Ничего не осталось, Долль был опустошен – и им овладела глубокая апатия. Эта апатия, постоянно подстерегавшая его на протяжении последних месяцев, но на время заглушенная навязанной ему активной работой на бургомистерском посту, наконец-то прорвалась и завладела им. Он смотрел поверх стола, заваленного бумагами, его поджидали десятки срочных дел – но какой во всем этом смысл?.. Немцы обречены на гибель, и он в том числе! Все усилия тщетны!
В дверь заглянула секретарша:
– Пришли из комендатуры – вас срочно вызывают к коменданту, герр бургомистр!

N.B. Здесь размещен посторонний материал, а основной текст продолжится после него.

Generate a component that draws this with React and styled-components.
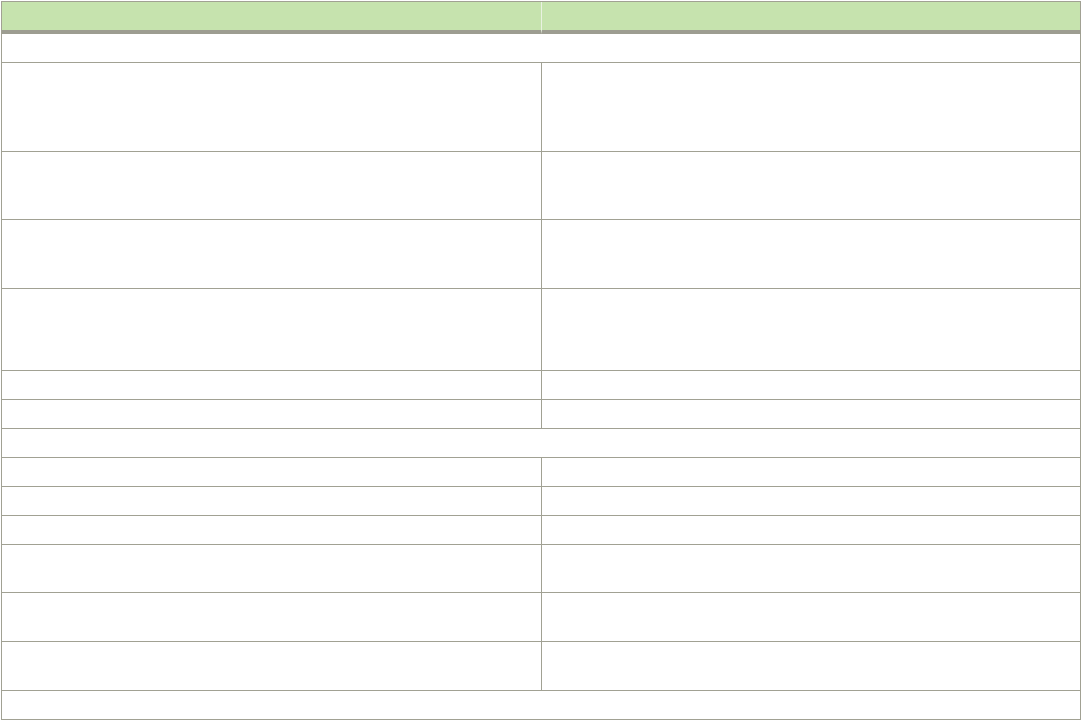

– Да, хорошо, – отозвался он. – Сейчас иду…
Но никуда не пошел, а остался сидеть за столом; секретарша еще несколько раз напоминала ему о коменданте. Не то чтобы он думал о чем-то определенном, не то чтобы пытался побороть апатию – этот путь тоже бессмыслен, все пути бессмысленны, так как все ведут немцев в никуда…
Нет, он просто сидел, и никаких внятных соображений не было в его голове. Если бы он взялся описывать свое душевное состояние, то, наверное, сказал бы, что внутри у него клубился туман – серый, густой туман, в котором не видно ни зги и не слышно ни звука. И больше ничего…
Наконец – поддавшись настойчивым уговорам секретарши – он поднялся и отправился в комендатуру, просто потому, что ходил туда уже сотни раз. Это было ничуть не лучше и не хуже всего прочего, что он сейчас мог сделать. Пойдет он в комендатуру или нет, больше не имело значения. Ничто больше не имело значения – даже сам герр доктор Долль. Поражена была самая сердцевина его существа, и инстинкт самосохранения отказал.
Вскоре после этого бургомистр Долль серьезно заболел – и перестал быть бургомистром. Его жена, которой тоже нездоровилось, отправилась с ним в районную больницу…
Глава 5
Прибытие в Берлин
1 сентября этого беспощадного 1945 года герр и фрау Долль прибыли в Берлин. Они почти два месяца пролежали в больнице и по-прежнему были далеки от выздоровления. Но они боялись, что если еще промедлят, то потеряют берлинскую квартиру.
Поезд, который должен был отходить в полдень, тронулся только с наступлением сумерек; несмотря на разбитые окна и загаженные купе, он был переполнен. Набившиеся в неосвещенные вагоны люди были настроены агрессивно, взрывались от любого слова и каждого соперника в борьбе за сидячее место воспринимали как личного врага.